What's next for Bodony and team?
According to Bodony, future computers are going to look a lot different than Stampede or any of the other NSF-funded systems. Now, they're not using ECSS to focus on performance; they're working with ECSS to change how the code is programmed.
As part of the exascale applications group, Bodony and his team are focused on building scalable algorithms. "How you program on future machines is going to be very different from how we program for Stampede," Bodony said. "What that means is that the codes that we have now may not run on future machines. We're trying to rewrite the code in such a way that it's ready for those future machines. Luke and I are working together to figure out how to fix our current code and transform it into one that's useful at exascale."

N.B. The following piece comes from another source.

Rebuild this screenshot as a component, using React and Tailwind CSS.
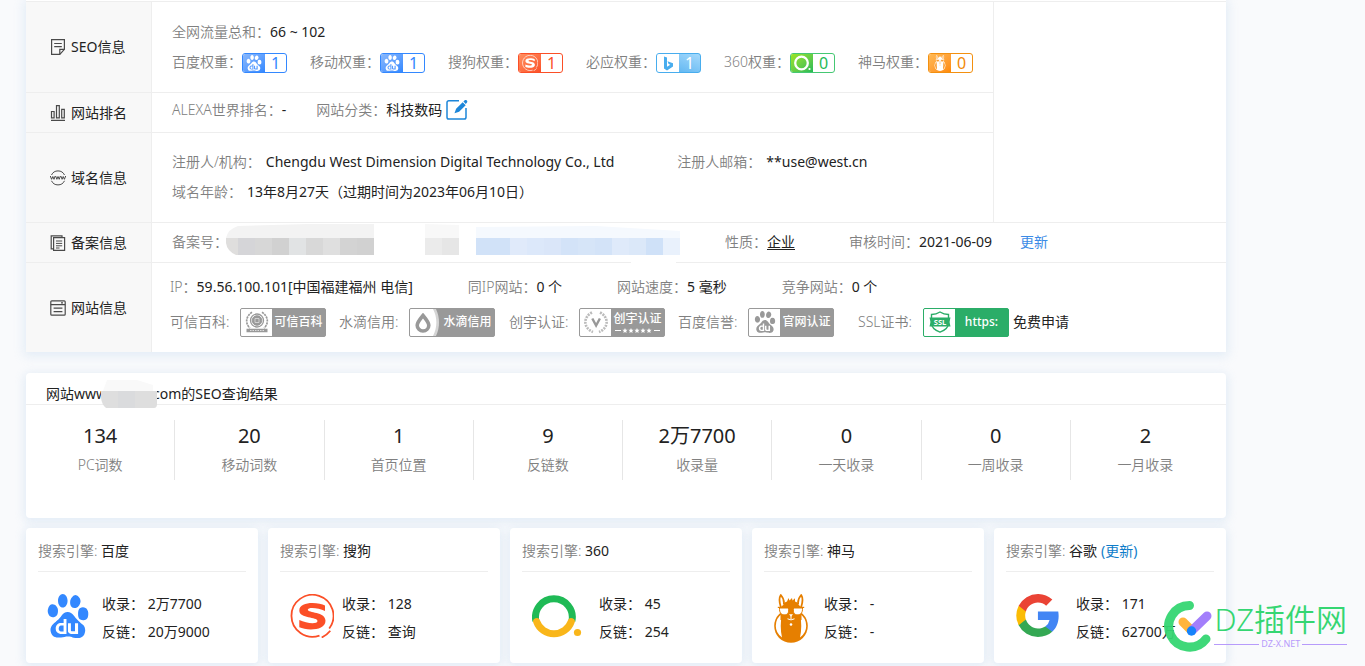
import React from "react";
import { SiBaidu } from "react-icons/si";

/* ---------- row heading icons ---------- */
const line = { fill: "none", stroke: "#4a4a4a", strokeWidth: 1.2 };

const NoteIcon = () => (
  <svg className="size-4 shrink-0" viewBox="0 0 16 16" {...line}>
    <path d="M1.6 .7h12.8v9.6l-4.6 5H1.6z" />
    <path d="M14.4 10.3H9.8v5M4.2 4.5h7.6M4.2 7.7h7.6" />
  </svg>
);
const BarsIcon = () => (
  <svg className="size-4 shrink-0" viewBox="0 0 16 16" {...line}>
    <path d="M1.500 6.500h2.600v6.300H1.500zM6.500 .7h2.800v12.100H6.500zM11.700 4.300h2.600v8.500h-2.600zM1 15.300h14" />
  </svg>
);
const WwwIcon = () => (
  <svg className="size-4 shrink-0" viewBox="0 0 16 16" {...line} strokeWidth="1">
    <path d="M1.500 5A7.200 7.200 0 0 1 14.500 5M1.500 10.800A7.200 7.200 0 0 0 14.500 10.800" />
    <path d="M.3 6l1.300 3.300L2.800 6.500 4 9.300 5.200 6M5.600 6l1.300 3.300L8 6.500l1.200 2.800L10.400 6M10.800 6l1.300 3.300 1.100-2.800 1.200 2.800L15.700 6" />
  </svg>
);
const PagesIcon = () => (
  <svg className="size-4 shrink-0" viewBox="0 0 16 16" {...line}>
    <path d="M3.600 2.700h11v12.600h-11zM3.600 13.800H1.200V.8H12v1.900" />
    <path d="M6 6h6.200M6 8.400h6.200M6 10.800h6.200M6 13h3.500" strokeWidth="1" />
  </svg>
);
const WindowIcon = () => (
  <svg className="size-4 shrink-0" viewBox="0 0 16 16" {...line}>
    <rect x=".8" y=".8" width="14.400" height="14.400" rx="1" />
    <path d="M.8 4.600h14.400M3.600 8.200h8.800M3.600 11.600h8.800M11 2.800h2" />
  </svg>
);
const EditIcon = () => (
  <svg className="h-[21px] w-[22px]" viewBox="0 0 22 21">
    <path d="M13 1.700H2.800a1.800 1.800 0 0 0-1.800 1.800v14.700a1.800 1.800 0 0 0 1.800 1.800h15.400a1.800 1.800 0 0 0 1.800-1.800V9" fill="none" stroke="#1c86d9" strokeWidth="1.500" />
    <path d="M8.500 14.300l1.600-4.600 6.600-6.400 3 3-6.600 6.500zM17.400 2.600l1.300-1.300c.6-.6 1.300-.5 1.900 0l.4.500c.5.600.5 1.200 0 1.800l-1.200 1.500z" fill="#1c86d9" />
  </svg>
);

/* ---------- brand marks ---------- */
const SogouMark = ({ className, color }) => (
  <svg className={className} viewBox="0 0 44 44">
    <path d="M39.200 34.500A21 21 0 1 0 29.500 41.600" fill="none" stroke={color} strokeWidth="1.800" />
    <path d="M40.300 36.800q-3.300 4.200-8.600 6.700" fill="none" stroke={color} strokeWidth="1.800" />
    <path d="M35 11.500C29 8.300 9.300 6.800 9.300 16.500 9.300 25 27.500 22.500 27.500 27c0 3.500-11 2.600-18.200-1v7.300c7.400 3.400 26.200 3.600 26.200-6.600 0-9.300-17.700-7.400-17.700-10.900 0-3.200 11-2 17.200 1.200z" fill={color} />
  </svg>
);
const LlamaMark = ({ className, body, face }) => (
  <svg className={className} viewBox="0 0 34 49">
    <ellipse cx="17" cy="32" rx="16.800" ry="16.800" fill={body} />
    <path d="M8 20Q1.800 24 1.800 32 1.800 39 8 43.500 5.500 32 8 20zM26 20q6.200 4 6.200 12 0 7-6.200 11.500 2.500-11.500 0-23.500z" fill={face} />
    <path d="M6.500 26V14Q8 9 13 7.500L14.500 4l1 2.500L18 4l.5 2.500L21 4.200V7.500Q26 9 27.500 14v12z" fill={body} />
    <path d="M6.800 13Q4.200 5 6.800 1 10.500 5 9.800 10.500M27.200 13q2.600-8 0-12-3.700 4-3 9.500" fill={face} stroke={body} strokeWidth="1.800" strokeLinejoin="round" />
    <path d="M5.500 14h9c.8 5-1 6.800-4 6.800S5.200 19 5.500 14zM19.500 14h9c.3 5-2 6.800-5 6.800s-4.800-1.800-4-6.800z" fill={face} stroke={body} strokeWidth="1" />
    <path d="M3.800 13.400h26.400" stroke={body} strokeWidth="1.200" />
    <path d="M15 20.200h4l-2 2.600z" fill={face} />
    <path d="M17 22v3M13.500 24.800q3.500 2.200 7 0" stroke={face} strokeWidth="1" fill="none" />
    <circle cx="17" cy="30.500" r="1.300" fill={face} />
  </svg>
);
const GoogleMark = () => (
  <svg className="size-[43px]" viewBox="0 0 24 24">
    <path fill="#4285f4" d="M23.800 12.270c0-.85-.08-1.670-.22-2.450H12.240v4.640h6.480a5.540 5.540 0 0 1-2.400 3.630v3h3.890c2.270-2.090 3.590-5.170 3.590-8.820z" />
    <path fill="#34a853" d="M12.240 24c3.240 0 5.960-1.070 7.960-2.910l-3.890-3c-1.080.72-2.450 1.150-4.070 1.150-3.130 0-5.780-2.110-6.730-4.960H1.500v3.100A12 12 0 0 0 12.240 24z" />
    <path fill="#fbbc05" d="M5.510 14.280a7.200 7.200 0 0 1 0-4.560v-3.100H1.500a12 12 0 0 0 0 10.760z" />
    <path fill="#ea4335" d="M12.240 4.760c1.760 0 3.350.61 4.590 1.800l3.450-3.440A11.600 11.600 0 0 0 12.240 0 12 12 0 0 0 1.500 6.620l4.010 3.100c.95-2.850 3.600-4.960 6.730-4.960z" />
  </svg>
);
const So360Mark = () => (
  <svg className="h-[44px] w-[50px]" viewBox="0 0 50 44" fill="none" strokeWidth="7">
    <path d="M3.900 27A18.400 18.400 0 1 1 39.900 27" stroke="#1fba56" />
    <path d="M4.600 27.500A18.400 18.400 0 0 0 39.300 27.500" stroke="#f9b61a" strokeLinecap="round" />
    <circle cx="45.500" cy="38.500" r="3.600" fill="#f9b61a" />
  </svg>
);
const So360Small = () => (
  <svg className="size-[18px]" viewBox="0 0 18 18">
    <circle cx="8.500" cy="9" r="6.300" fill="none" stroke="#fff" strokeWidth="2.300" />
    <circle cx="16.500" cy="15" r="1.100" fill="#fff" />
  </svg>
);
const BingMark = () => (
  <svg className="h-[15px] w-[11px]" viewBox="0 0 11 15">
    <path d="M1 .5l3 1v9.300l3.300-2-1.700-.8L4.500 5.300 10 7.200v3.300L4 14.500l-3-2z" fill="#48adee" />
  </svg>
);

/* ---------- weight badges ---------- */
const weights = [
  { label: "百度权重：", box: "border-[#3388ff] text-[#3388ff]", tile: "bg-linear-to-br from-[#8ab8fb] to-[#3388ff] text-white", icon: <SiBaidu className="size-4" />, value: "1" },
  { label: "移动权重：", box: "border-[#3388ff] text-[#3388ff]", tile: "bg-linear-to-br from-[#8ab8fb] to-[#3388ff] text-white", icon: <SiBaidu className="size-4" />, value: "1" },
  { label: "搜狗权重：", box: "border-[#fb4f27] text-[#fb4f27]", tile: "bg-linear-to-br from-[#ff8f5f] to-[#fb4f27]", icon: <SogouMark className="size-4" color="#fff" />, value: "1" },
  { label: "必应权重：", box: "border-[#48adee] text-white bg-linear-to-bl from-[#a4d9fc] to-[#48adee]", tile: "bg-white", icon: <BingMark />, value: "1" },
  { label: "360权重：", box: "border-[#45c873] text-[#1fba56]", tile: "bg-linear-to-br from-[#9be51d] to-[#1fba56]", icon: <So360Small />, value: "0" },
  { label: "神马权重：", box: "border-[#f39010] text-[#f28a05]", tile: "bg-linear-to-br from-[#ffba55] to-[#ff8a00]", icon: <LlamaMark className="h-4 w-3" body="#fff" face="#fa9a2a" />, value: "0" },
];

const WeightBadge = ({ box, tile, icon, value }) => (
  <span className={`mt-0.5 flex h-5 w-[45px] overflow-hidden rounded-[3px] border ${box}`}>
    <span className={`flex w-[22px] items-center justify-center ${tile}`}>{icon}</span>
    <span className="flex-1 text-center text-base leading-[19px]">{value}</span>
  </span>
);

/* ---------- certification badges ---------- */
const SealIcon = () => (
  <svg className="size-6" viewBox="0 0 24 24" fill="none" stroke="#999">
    <circle cx="12" cy="10.500" r="6.500" strokeWidth="1.300" />
    <circle cx="12" cy="10.500" r="4.800" fill="#999" />
    <path d="M10 8.500h4v4h-4z" stroke="#ddd" strokeWidth=".8" />
    <path d="M7 2.200C-.5 7 1 15 5 18M17 2.200C24.500 7 23 15 19 18" strokeWidth="1.700" strokeDasharray="2.200 .8" />
    <path d="M1.500 20.500h21" strokeWidth="3.500" />
    <path d="M5 20.500h14" stroke="#ddd" strokeWidth="1" strokeDasharray="1.500 1" />
  </svg>
);
const DropIcon = () => (
  <svg className="h-[27px] w-[31px]" viewBox="0 0 31 27">
    <path d="M25 0C29.500 8 29.500 19 25 27H31V0z" fill="#999" />
    <path d="M23 0c4.500 8 4.500 19 0 27h3c4-8 4-19 0-27z" fill="#d5d5d5" />
    <path d="M13 6.500c4 4.800 5.800 7.200 5.800 9.700a5.800 5.800 0 0 1-11.600 0c0-2.500 1.800-4.900 5.800-9.700z" fill="none" stroke="#999" strokeWidth="3.600" />
  </svg>
);
const LaurelIcon = () => (
  <svg className="size-6" viewBox="0 0 24 24" fill="none" stroke="#999">
    <path d="M8 2.500C-1 7-1 18 9 22M16 2.500C25 7 25 18 15 22" strokeWidth="2.600" strokeDasharray="2 1" stroke="#bbb" />
    <path d="M8.300 8.500l3.800 7 3.800-7" strokeWidth="2.400" />
  </svg>
);
const ShieldIcon = () => (
  <svg className="size-[22px]" viewBox="0 0 22 22">
    <path d="M11 1c3 2 5.500 2.500 8.500 2.500V12c0 4.500-4 7.500-8.500 9.200C6.500 19.500 2.500 16.500 2.500 12V3.500C5.500 3.500 8 3 11 1z" fill="none" stroke="#2bad68" strokeWidth="1.400" />
    <path d="M.5 6.500h21l-1 4.500 1 4.500H.5l1-4.500z" fill="#2bad68" />
    <text x="11" y="13.600" textAnchor="middle" fontSize="7.500" fontWeight="700" fill="#fff" fontFamily="Open Sans, sans-serif">SSL</text>
  </svg>
);

const CertBadge = ({ icon, tone = "border-[#999] bg-[#999]", children }) => (
  <span className={`flex h-[29px] w-[86px] overflow-hidden rounded-xs border text-xs font-medium text-white ${tone}`}>
    <span className="flex w-[31px] shrink-0 items-center justify-center bg-white">{icon}</span>
    <span className="flex flex-1 flex-col items-center justify-center leading-4">{children}</span>
  </span>
);

const Stars = () => (
  <svg className="h-[7px] w-[45px]" viewBox="0 0 45 7" fill="#fff">
    <path d="M0 3h6v1H0zM39 3h6v1h-6z" />
    {[10, 16, 22, 28, 34].map((x) => (
      <path key={x} transform={`translate(${x} 3.500)`} d="M0-2.600L.8-.8l1.800.1L1.200.5l.4 1.900L0 1.400l-1.600 1L-1.200.5-2.600-.7l1.800-.1z" />
    ))}
  </svg>
);

/* ---------- obscured values ---------- */
const greys = ["#d5d5d8", "#d7d7d7", "#d1d1d1", "#e1e3e4", "#d8d8d8", "#dfdfdf", "#d3d3d3", "#d1d1d1"];
const blues = ["#d1e2f8", "#d1e2f8", "#e0eafa", "#dce8fa", "#dae6f9", "#d3e3f8", "#d6e5f8", "#d3e3f8", "#dfeafa", "#dbe8f9", "#cfe1f8", "#e9f1fc"];
const RecordMosaic = () => (
  <svg className="h-[30px] w-[497px] overflow-visible" viewBox="0 0 497 30">
    <path d="M10-1Q0 2-2 11H146V-3H80z" fill="#f3f3f3" />
    <path d="M-2 11H10V28H8Q-1 24-2 16z" fill="#dfdedd" />
    {greys.map((c, i) => <rect key={i} x={10 + i * 17} y="11" width="17" height="17" fill={c} />)}
    <path d="M197-3l34 1v13h-34z" fill="#f8f8f8" />
    <path d="M197 11h17v17h-17z" fill="#ebebeb" />
    <path d="M214 11h17v17h-17z" fill="#e6e6e6" />
    <path d="M248 0l120-1 84 5v7H248z" fill="#f5f9fe" />
    {blues.map((c, i) => <rect key={i} x={248 + i * 17} y="11" width="17" height="17" fill={c} />)}
    <path d="M403 33h45v4h-45z" fill="#fff" />
  </svg>
);

/* ---------- small building blocks ---------- */
const Label = ({ children, className = "" }) => <span className={`font-[350] text-[#808080] ${className}`}>{children}</span>;

const RowHead = ({ icon, children }) => (
  <th scope="row" className="w-[125px] border-t border-[#eee] bg-[#f8f8f8] p-0 font-normal">
    <span className="flex items-center gap-[5px] pl-6">{icon}{children}</span>
  </th>
);
const cell = "border-t border-l border-[#eee] text-left align-top";
const lineCls = "flex h-[30px] items-center whitespace-nowrap";

const stats = [
  ["134", "PC词数"], ["20", "移动词数"], ["1", "首页位置"], ["9", "反链数"],
  ["2万7700", "收录量"], ["0", "一天收录"], ["0", "一周收录"], ["2", "一月收录"],
];

const engines = [
  { name: "百度", w: "w-[54px]", icon: <SiBaidu className="size-[44px] -ml-0.5 text-[#3388ff]" />, a: "2万7700", b: "20万9000" },
  { name: "搜狗", w: "w-[52px]", icon: <SogouMark className="size-[44px]" color="#fb4f27" />, a: "128", b: "查询" },
  { name: "360", w: "w-[67px]", icon: <So360Mark />, a: "45", b: "254" },
  { name: "神马", w: "w-[50px]", icon: <LlamaMark className="h-[49px] w-[34px]" body="#e67f00" face="#fff" />, a: "-", b: "-" },
  { name: "谷歌", update: true, w: "w-[60px]", icon: <GoogleMark />, a: "171", b: "62700万" },
];

const shadow = "shadow-[0_2px_10px_2px_rgba(200,220,240,0.45)]";

export default function App() {
  return (
    <div className="relative min-h-screen overflow-hidden bg-[#f9fafc] pl-[26px] font-['Noto_Sans','Noto_Sans_CJK_SC',sans-serif] text-sm text-[#222]">
      <main className="flex max-w-[1200px] flex-col">
        <section className={`bg-white pt-px ${shadow}`}>
          <table className="w-full table-fixed border-separate border-spacing-0">
            <colgroup>
              <col className="w-[125px]" />
              <col />
              <col className="w-[233px]" />
            </colgroup>
            <tbody>
              <tr>
                <RowHead icon={<NoteIcon />}>SEO信息</RowHead>
                <td className={`${cell} py-[15px] pl-5`}>
                  <div className={lineCls}><Label>全网流量总和：</Label>66 ~ 102</div>
                  <div className={`${lineCls} gap-[23px]`}>
                    {weights.map((w) => (
                      <span key={w.label} className="flex items-center"><Label>{w.label}</Label><WeightBadge {...w} /></span>
                    ))}
                  </div>
                </td>
                <td rowSpan={3} className={cell} />
              </tr>
              <tr>
                <RowHead icon={<BarsIcon />}>网站排名</RowHead>
                <td className={`${cell} pt-0.5 pb-[7px] pl-5`}>
                  <div className={lineCls}>
                    <Label>ALEXA世界排名：</Label>-
                    <Label className="ml-[30px]">网站分类：</Label>科技数码
                    <button type="button" aria-label="编辑分类" className="ml-1 pb-0.5"><EditIcon /></button>
                  </div>
                </td>
              </tr>
              <tr>
                <RowHead icon={<WwwIcon />}>域名信息</RowHead>
                <td className={`${cell} pt-[14px] pb-[15px] pl-5`}>
                  <div className={lineCls}>
                    <Label className="mr-[5px]">注册人/机构：</Label>Chengdu West Dimension Digital Technology Co., Ltd
                    <Label className="mr-[5px] ml-[63px]">注册人邮箱：</Label>**use@west.cn
                  </div>
                  <div className={lineCls}><Label className="mr-[5px]">域名年龄：</Label>13年8月27天（过期时间为2023年06月10日）</div>
                </td>
              </tr>
              <tr>
                <RowHead icon={<PagesIcon />}>备案信息</RowHead>
                <td colSpan={2} className={`${cell} pt-1 pb-[5px] pl-5`}>
                  <div className={lineCls}>
                    <Label>备案号：</Label><RecordMosaic />
                    <Label>性质：</Label><span className="underline underline-offset-2">企业</span>
                    <Label className="ml-[54px]">审核时间：</Label>2021-06-09
                    <a href="#update" className="ml-7 text-[#3b8be6]">更新</a>
                  </div>
                </td>
              </tr>
              <tr>
                <RowHead icon={<WindowIcon />}>网站信息</RowHead>
                <td colSpan={2} className={`${cell} pt-[9px] pb-[15px] pl-[18px]`}>
                  <div className={`${lineCls} mb-[5px] gap-[55px]`}>
                    <span><Label>IP：</Label>59.56.100.101[中国福建福州 电信]</span>
                    <span><Label>同IP网站：</Label>0 个</span>
                    <span><Label>网站速度：</Label>5 毫秒</span>
                    <span><Label>竞争网站：</Label>0 个</span>
                  </div>
                  <div className={lineCls}>
                    <Label className="w-[70px]">可信百科:</Label>
                    <CertBadge icon={<SealIcon />}>可信百科</CertBadge>
                    <Label className="ml-[13px] w-[70px]">水滴信用:</Label>
                    <CertBadge icon={<DropIcon />}>水滴信用</CertBadge>
                    <Label className="ml-[14px] w-[70px]">创宇认证:</Label>
                    <CertBadge icon={<LaurelIcon />}>创宇认证<Stars /></CertBadge>
                    <Label className="ml-[13px] w-[70px]">百度信誉:</Label>
                    <CertBadge icon={<SiBaidu className="size-[22px] text-[#999]" />}>官网认证</CertBadge>
                    <Label className="ml-6 w-[65px]">SSL证书:</Label>
                    <CertBadge icon={<ShieldIcon />} tone="border-[#2bad68] bg-[#2bad68]">https:</CertBadge>
                    <a href="#apply" className="ml-1">免费申请</a>
                  </div>
                </td>
              </tr>
            </tbody>
          </table>
        </section>

        <section className={`mt-[21px] rounded bg-white pb-[38px] ${shadow}`}>
          <h2 className="relative flex border-b border-[#eee] pt-[11px] pl-5 leading-5">
            网站www
            <span className="relative w-[46px]">
              <svg className="absolute -top-1 -left-1.5 h-7 w-14" viewBox="0 0 56 28">
                <path d="M6 0l10-3 20 3 16 5v6H2z" fill="#f9f9f9" />
                <path d="M0 11h56v13q0 4-3 4H5q-4-3-5-10z" fill="#dedede" />
                <path d="M17 11h17v17H17z" fill="#dadbdd" />
              </svg>
            </span>
            com的SEO查询结果
          </h2>
          <dl className="grid grid-cols-8 pt-[15px] pr-[6px]">
            {stats.map(([value, label], i) => (
              <div key={i} className="border-r border-[#e6e6e6] text-center last:border-r-0">
                <div className="flex flex-col-reverse pb-0.5">
                  <dt className="leading-[26px]"><Label>{label}</Label></dt>
                  <dd className="text-xl leading-8">{value}</dd>
                </div>
              </div>
            ))}
          </dl>
        </section>

        <section className="mt-[10px] grid grid-cols-5 gap-[10px]">
          {engines.map((e) => (
            <article key={e.name} className={`rounded bg-white px-3 pb-[17px] ${shadow}`}>
              <h3 className="border-b border-[#eee] pt-[9px] pb-1.5 leading-7">
                <Label>搜索引擎:</Label> {e.name}
                {e.update && <a href="#google" className="ml-1 text-[#0e7cc9]">(更新)</a>}
              </h3>
              <div className="flex pt-[18px] pl-[10px]">
                <div className={`shrink-0 pt-1 ${e.w}`}>{e.icon}</div>
                <div className="leading-7 whitespace-nowrap">
                  <p>收录： {e.a}</p>
                  <p>反链： {e.b}</p>
                </div>
              </div>
            </article>
          ))}
        </section>
      </main>

      <div className="absolute right-[18px] bottom-3.5 flex items-center gap-0.5">
        <svg className="h-[52px] w-12" viewBox="0 0 48 52" fill="none" strokeLinecap="round">
          <path d="M25.500 5.500A20.800 20.800 0 1 0 42 39" stroke="#35d672" strokeWidth="9" opacity=".95" />
          <path d="M19 22l8.500 8.500" stroke="#ffb53c" strokeWidth="9" />
          <path d="M28 30.500L43 16" stroke="#a37ffb" strokeWidth="9" />
          <circle cx="27.500" cy="31" r="4.700" fill="#1683fb" />
        </svg>
        <div className="flex flex-col">
          <span className="text-[31px] leading-8 font-[350] whitespace-nowrap text-[#35d672]">DZ插件网</span>
          <span className="flex items-center gap-0.5 pt-1 text-[9px] leading-[10px] text-[#b79bfb]">
            <i className="h-px flex-1 bg-[#b79bfb]" />DZ-X.NET<i className="h-px flex-1 bg-[#b79bfb]" />
          </span>
        </div>
      </div>
    </div>
  );
}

"Most people think that Knight's Landing (a second generation Xeon Phi product using a 14 nm process) is a preview of what processors will look like going forward as we push toward exascale -- lots of concurrency, many cores in a single package, the memory footprint per thread is going to be very small -- so we will completely rethink the way we solve our problems. It's safe to say that every time a new processor comes out it's a completely new challenge," Wilson concluded.
Dr. Dan Bodony's research is funded by the Office of Naval Research. XSEDE and TACC's Stampede supercomputer are funded by the National Science Foundation.